## SOURCE DATA:
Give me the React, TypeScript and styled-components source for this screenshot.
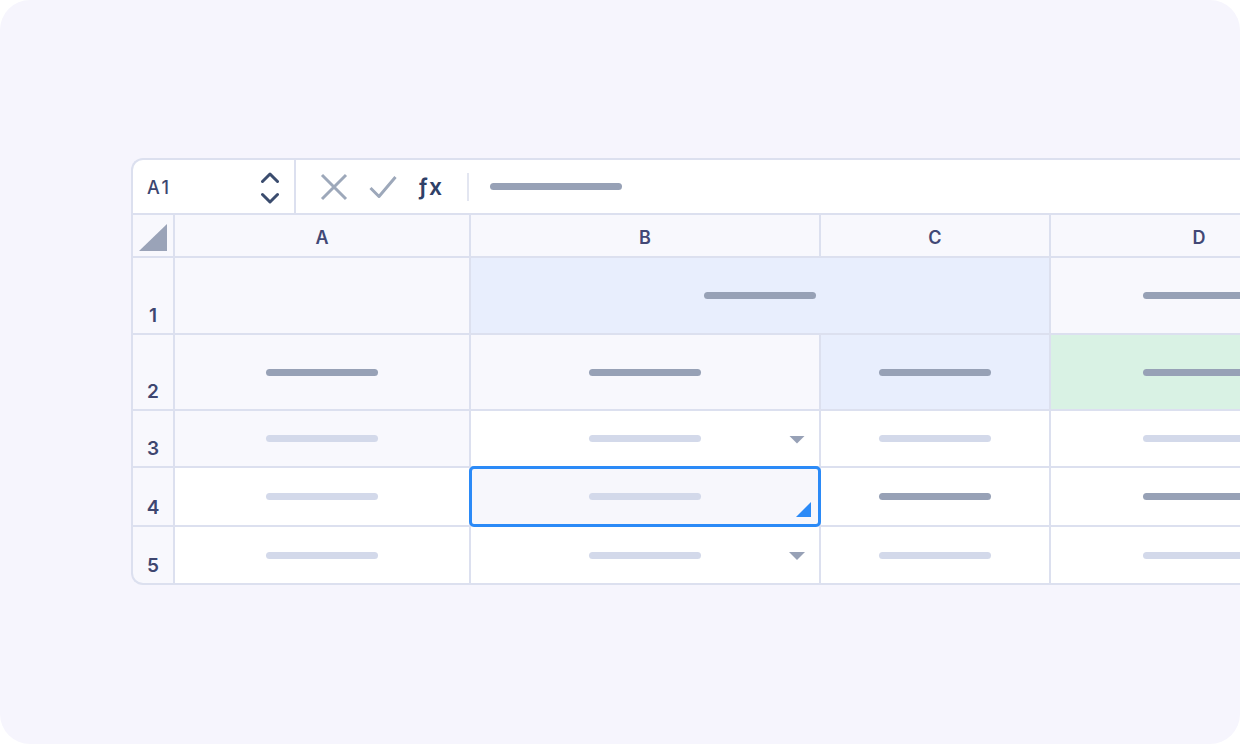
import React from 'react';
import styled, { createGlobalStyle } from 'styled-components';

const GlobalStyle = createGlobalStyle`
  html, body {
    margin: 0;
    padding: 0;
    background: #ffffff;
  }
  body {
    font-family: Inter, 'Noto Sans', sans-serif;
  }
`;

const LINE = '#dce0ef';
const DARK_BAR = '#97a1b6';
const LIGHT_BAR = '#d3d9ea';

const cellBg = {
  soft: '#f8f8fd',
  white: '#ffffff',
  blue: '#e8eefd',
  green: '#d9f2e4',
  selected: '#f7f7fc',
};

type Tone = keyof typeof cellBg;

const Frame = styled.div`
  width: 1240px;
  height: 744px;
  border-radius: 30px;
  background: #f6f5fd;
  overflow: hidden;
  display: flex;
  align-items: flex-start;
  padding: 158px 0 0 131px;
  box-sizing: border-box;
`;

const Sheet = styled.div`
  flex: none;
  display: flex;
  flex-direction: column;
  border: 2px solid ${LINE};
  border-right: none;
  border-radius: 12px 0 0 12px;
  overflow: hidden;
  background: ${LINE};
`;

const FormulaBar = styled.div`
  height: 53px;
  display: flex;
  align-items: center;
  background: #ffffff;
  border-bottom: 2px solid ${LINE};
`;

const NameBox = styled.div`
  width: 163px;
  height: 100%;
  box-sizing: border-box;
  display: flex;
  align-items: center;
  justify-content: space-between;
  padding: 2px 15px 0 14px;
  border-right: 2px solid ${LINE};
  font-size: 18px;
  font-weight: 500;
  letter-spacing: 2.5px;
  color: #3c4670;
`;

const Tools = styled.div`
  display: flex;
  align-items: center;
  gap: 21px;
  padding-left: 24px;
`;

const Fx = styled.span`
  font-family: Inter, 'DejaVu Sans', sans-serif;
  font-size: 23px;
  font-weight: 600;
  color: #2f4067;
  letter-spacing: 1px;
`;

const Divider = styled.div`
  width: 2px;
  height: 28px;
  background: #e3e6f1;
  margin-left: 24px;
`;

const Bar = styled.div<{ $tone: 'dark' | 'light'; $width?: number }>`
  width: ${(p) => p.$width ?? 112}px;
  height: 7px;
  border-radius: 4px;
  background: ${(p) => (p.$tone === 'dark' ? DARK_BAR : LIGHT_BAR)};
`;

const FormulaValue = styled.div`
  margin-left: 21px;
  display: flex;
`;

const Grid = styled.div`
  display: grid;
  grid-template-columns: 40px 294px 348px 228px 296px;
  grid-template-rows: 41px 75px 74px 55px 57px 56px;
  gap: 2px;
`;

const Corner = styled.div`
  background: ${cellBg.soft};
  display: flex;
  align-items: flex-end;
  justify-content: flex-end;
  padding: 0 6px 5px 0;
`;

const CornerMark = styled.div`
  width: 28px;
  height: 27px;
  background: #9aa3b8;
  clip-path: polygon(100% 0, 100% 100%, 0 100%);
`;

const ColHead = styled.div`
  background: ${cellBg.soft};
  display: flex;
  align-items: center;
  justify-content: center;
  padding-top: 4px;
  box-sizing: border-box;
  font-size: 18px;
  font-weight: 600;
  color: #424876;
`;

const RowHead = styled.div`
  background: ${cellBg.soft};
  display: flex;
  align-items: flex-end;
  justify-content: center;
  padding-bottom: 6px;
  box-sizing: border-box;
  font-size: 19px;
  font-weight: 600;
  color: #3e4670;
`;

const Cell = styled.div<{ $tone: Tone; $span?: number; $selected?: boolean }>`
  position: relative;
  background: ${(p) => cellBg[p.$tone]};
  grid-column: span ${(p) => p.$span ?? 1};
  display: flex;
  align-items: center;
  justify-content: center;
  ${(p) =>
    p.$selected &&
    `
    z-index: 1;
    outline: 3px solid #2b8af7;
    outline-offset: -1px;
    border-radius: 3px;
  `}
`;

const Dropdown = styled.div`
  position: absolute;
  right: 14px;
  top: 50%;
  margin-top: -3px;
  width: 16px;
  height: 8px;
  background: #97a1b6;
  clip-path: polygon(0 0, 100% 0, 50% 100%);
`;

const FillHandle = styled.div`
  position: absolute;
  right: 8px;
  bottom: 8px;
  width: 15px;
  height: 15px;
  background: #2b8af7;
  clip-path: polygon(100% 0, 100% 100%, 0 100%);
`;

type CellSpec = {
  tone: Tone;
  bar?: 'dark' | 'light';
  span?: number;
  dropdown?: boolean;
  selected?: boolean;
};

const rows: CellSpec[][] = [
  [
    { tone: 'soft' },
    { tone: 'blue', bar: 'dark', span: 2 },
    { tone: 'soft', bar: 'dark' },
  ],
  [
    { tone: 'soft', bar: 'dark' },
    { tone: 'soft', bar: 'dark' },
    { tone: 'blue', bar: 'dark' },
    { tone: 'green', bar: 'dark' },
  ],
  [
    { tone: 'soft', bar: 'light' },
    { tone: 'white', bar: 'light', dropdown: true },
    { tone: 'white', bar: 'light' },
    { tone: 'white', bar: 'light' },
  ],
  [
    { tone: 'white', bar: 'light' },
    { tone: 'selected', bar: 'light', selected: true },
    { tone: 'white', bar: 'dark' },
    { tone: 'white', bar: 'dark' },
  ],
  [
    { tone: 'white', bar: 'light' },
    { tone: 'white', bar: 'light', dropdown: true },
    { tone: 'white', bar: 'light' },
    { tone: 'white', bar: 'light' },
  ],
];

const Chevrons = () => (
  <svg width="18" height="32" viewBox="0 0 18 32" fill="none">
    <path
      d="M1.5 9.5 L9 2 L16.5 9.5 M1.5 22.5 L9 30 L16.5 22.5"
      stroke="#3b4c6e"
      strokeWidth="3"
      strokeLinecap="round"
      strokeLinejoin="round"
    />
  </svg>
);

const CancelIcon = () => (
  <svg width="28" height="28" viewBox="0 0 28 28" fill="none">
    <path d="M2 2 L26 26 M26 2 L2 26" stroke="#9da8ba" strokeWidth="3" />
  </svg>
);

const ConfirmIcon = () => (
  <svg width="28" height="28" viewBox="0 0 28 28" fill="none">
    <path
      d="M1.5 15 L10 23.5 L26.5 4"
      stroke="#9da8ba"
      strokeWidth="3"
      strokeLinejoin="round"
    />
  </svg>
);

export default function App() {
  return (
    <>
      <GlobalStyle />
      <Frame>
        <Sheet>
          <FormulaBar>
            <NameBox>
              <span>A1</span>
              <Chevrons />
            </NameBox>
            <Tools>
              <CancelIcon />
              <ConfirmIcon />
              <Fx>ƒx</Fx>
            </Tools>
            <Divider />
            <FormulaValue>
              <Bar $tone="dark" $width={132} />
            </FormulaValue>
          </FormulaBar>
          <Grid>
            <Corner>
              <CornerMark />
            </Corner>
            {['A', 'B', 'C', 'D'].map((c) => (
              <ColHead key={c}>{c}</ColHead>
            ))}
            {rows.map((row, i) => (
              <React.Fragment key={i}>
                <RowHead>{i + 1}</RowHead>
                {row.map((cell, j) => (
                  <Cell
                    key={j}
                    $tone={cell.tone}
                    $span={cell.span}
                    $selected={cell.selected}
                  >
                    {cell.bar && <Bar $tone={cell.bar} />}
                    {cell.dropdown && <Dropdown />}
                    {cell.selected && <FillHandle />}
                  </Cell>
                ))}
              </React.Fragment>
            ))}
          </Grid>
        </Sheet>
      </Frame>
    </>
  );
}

## STATED EXERCISE:
Everything from the first line of the listing above through the line that contains "type Tone = keyof typeof cellBg;" is to be restated word for word, minus the pictures.

## CORRECT ANSWER:
Give me the React, TypeScript and styled-components source for this screenshot.
import React from 'react';
import styled, { createGlobalStyle } from 'styled-components';

const GlobalStyle = createGlobalStyle`
  html, body {
    margin: 0;
    padding: 0;
    background: #ffffff;
  }
  body {
    font-family: Inter, 'Noto Sans', sans-serif;
  }
`;

const LINE = '#dce0ef';
const DARK_BAR = '#97a1b6';
const LIGHT_BAR = '#d3d9ea';

const cellBg = {
  soft: '#f8f8fd',
  white: '#ffffff',
  blue: '#e8eefd',
  green: '#d9f2e4',
  selected: '#f7f7fc',
};

type Tone = keyof typeof cellBg;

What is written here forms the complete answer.